» **CHALLENGE**
Pull out every line below containing the word "TypeScript".
━━━━━━━━━━━━━━━━━━━━━━━━━━━━━━
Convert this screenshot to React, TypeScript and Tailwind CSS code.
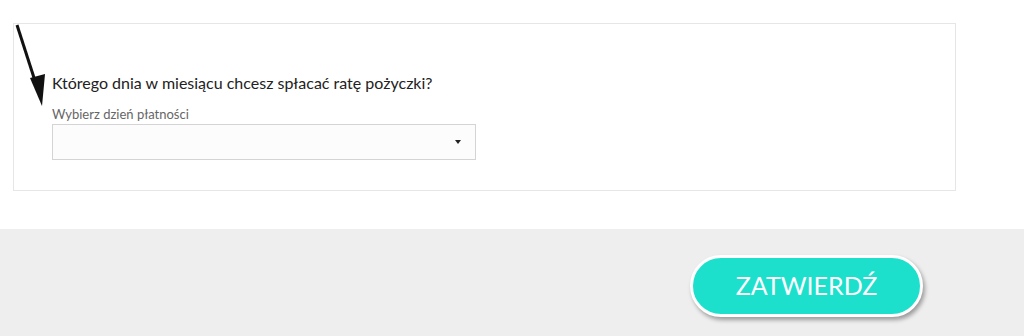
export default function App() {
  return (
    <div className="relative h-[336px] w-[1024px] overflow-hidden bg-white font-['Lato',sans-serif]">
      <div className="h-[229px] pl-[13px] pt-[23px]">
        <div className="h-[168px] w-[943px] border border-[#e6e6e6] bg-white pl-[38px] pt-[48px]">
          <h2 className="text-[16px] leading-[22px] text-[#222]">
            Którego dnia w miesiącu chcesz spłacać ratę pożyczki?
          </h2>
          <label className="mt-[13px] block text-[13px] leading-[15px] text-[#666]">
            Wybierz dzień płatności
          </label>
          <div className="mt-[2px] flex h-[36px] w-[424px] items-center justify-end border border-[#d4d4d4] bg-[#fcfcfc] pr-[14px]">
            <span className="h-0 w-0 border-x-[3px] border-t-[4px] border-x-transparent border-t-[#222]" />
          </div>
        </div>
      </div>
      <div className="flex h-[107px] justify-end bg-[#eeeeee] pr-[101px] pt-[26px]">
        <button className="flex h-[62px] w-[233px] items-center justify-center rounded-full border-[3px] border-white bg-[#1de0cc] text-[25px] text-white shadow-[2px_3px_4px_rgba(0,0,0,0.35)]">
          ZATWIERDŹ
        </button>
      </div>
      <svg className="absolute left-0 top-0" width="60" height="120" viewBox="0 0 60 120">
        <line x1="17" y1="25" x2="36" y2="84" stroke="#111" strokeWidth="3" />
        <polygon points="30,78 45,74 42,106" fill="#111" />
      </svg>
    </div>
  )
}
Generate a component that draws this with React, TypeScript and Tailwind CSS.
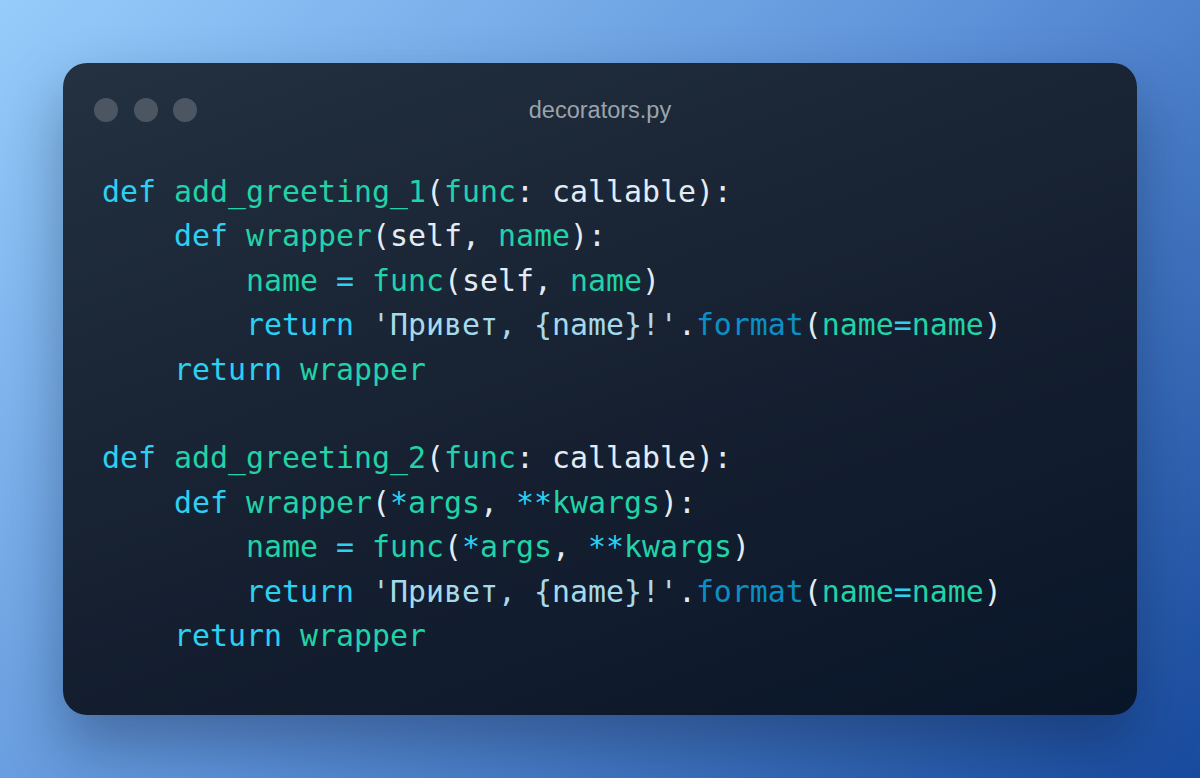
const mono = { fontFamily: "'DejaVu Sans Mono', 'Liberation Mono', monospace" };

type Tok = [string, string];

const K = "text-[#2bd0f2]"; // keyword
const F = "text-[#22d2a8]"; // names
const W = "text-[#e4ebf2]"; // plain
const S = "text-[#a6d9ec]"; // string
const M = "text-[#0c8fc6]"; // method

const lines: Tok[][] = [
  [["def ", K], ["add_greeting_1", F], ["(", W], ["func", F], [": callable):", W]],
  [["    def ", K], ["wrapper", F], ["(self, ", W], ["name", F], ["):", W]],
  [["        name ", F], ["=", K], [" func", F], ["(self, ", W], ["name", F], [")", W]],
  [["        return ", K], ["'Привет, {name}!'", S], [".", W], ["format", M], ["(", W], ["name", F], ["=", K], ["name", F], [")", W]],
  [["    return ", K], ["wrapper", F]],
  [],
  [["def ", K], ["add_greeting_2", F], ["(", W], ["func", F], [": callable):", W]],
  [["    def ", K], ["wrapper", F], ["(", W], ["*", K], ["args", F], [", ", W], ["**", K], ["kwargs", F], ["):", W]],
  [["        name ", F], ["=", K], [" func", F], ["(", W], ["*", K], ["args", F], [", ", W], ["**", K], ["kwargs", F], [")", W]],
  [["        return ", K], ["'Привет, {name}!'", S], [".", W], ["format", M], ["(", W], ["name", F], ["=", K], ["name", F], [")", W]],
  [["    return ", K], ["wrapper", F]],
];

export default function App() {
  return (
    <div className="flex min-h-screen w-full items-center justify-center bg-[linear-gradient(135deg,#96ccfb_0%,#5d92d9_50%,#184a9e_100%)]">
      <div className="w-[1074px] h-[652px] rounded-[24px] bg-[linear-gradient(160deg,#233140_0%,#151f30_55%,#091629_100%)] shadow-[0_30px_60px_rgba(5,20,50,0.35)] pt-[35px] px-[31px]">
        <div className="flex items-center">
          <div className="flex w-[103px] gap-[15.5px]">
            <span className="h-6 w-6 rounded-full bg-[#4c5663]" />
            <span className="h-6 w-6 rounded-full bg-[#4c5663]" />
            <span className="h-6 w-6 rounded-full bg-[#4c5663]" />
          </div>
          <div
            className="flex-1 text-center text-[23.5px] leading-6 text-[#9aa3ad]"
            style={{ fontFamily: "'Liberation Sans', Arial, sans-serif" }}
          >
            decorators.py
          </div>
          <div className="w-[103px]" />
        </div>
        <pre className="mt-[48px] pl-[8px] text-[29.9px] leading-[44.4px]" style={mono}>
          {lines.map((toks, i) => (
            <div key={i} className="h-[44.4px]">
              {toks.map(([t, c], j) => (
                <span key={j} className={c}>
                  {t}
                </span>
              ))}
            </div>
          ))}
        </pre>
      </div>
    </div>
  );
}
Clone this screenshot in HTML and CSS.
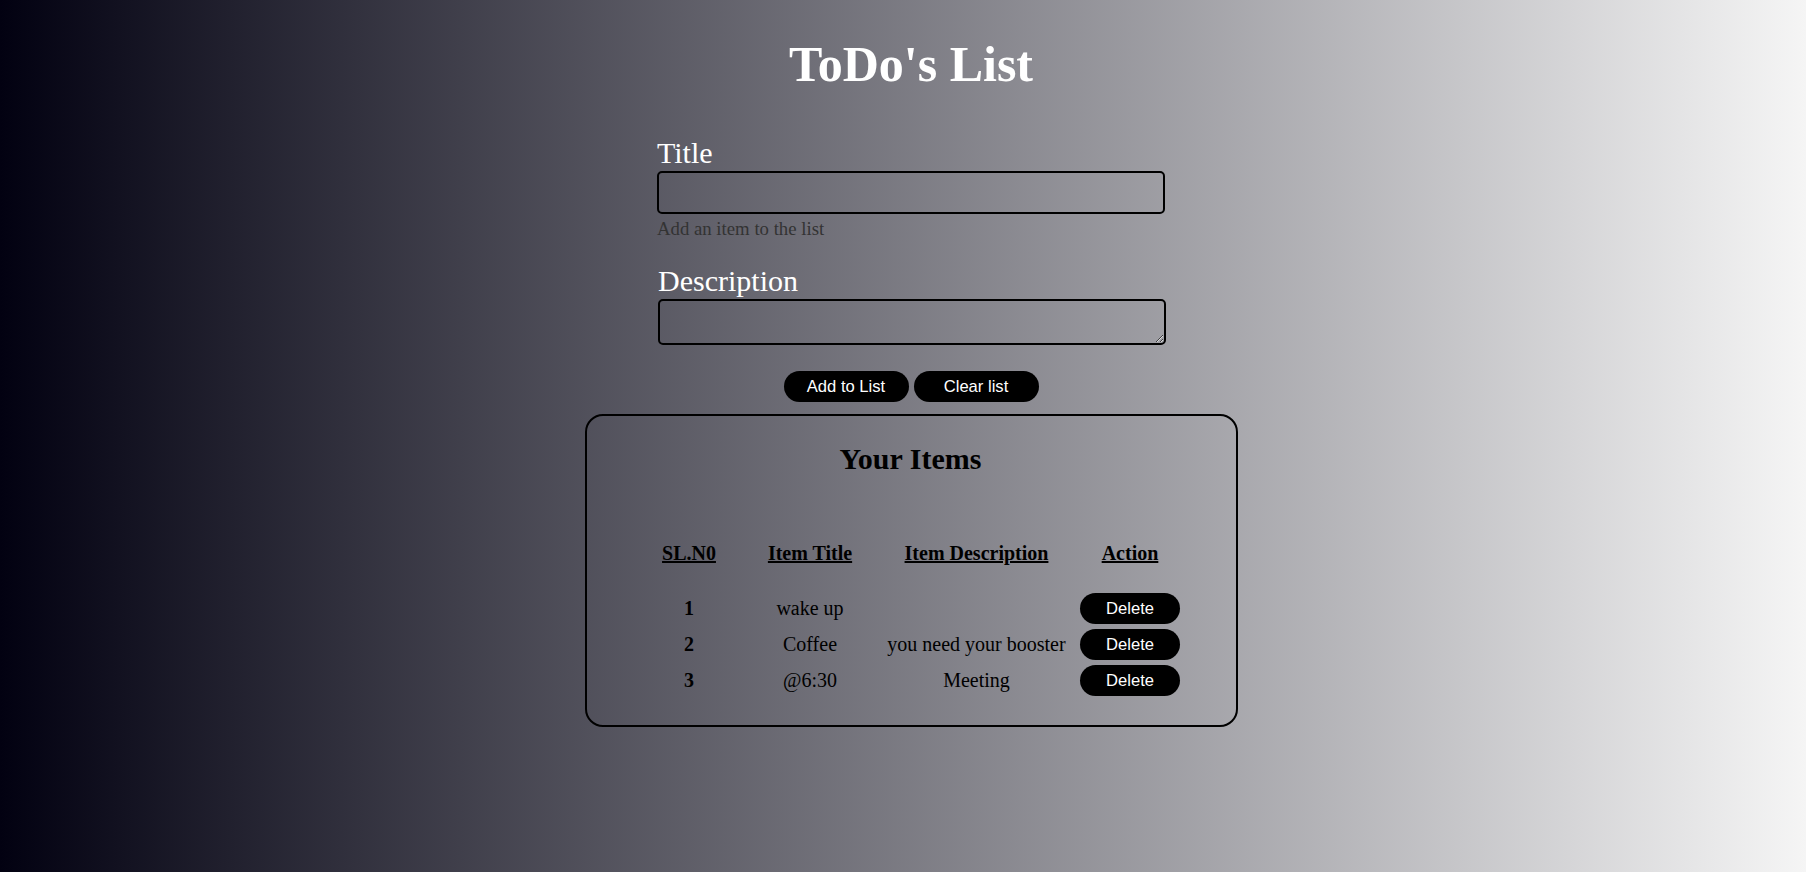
━━━━━━━━━━━━━━━━━━━━━━━━━━━━━━
» **FINAL RESULT**
Convert this screenshot to React, TypeScript and Tailwind CSS code.
Generate a component that draws this with React, TypeScript and Tailwind CSS.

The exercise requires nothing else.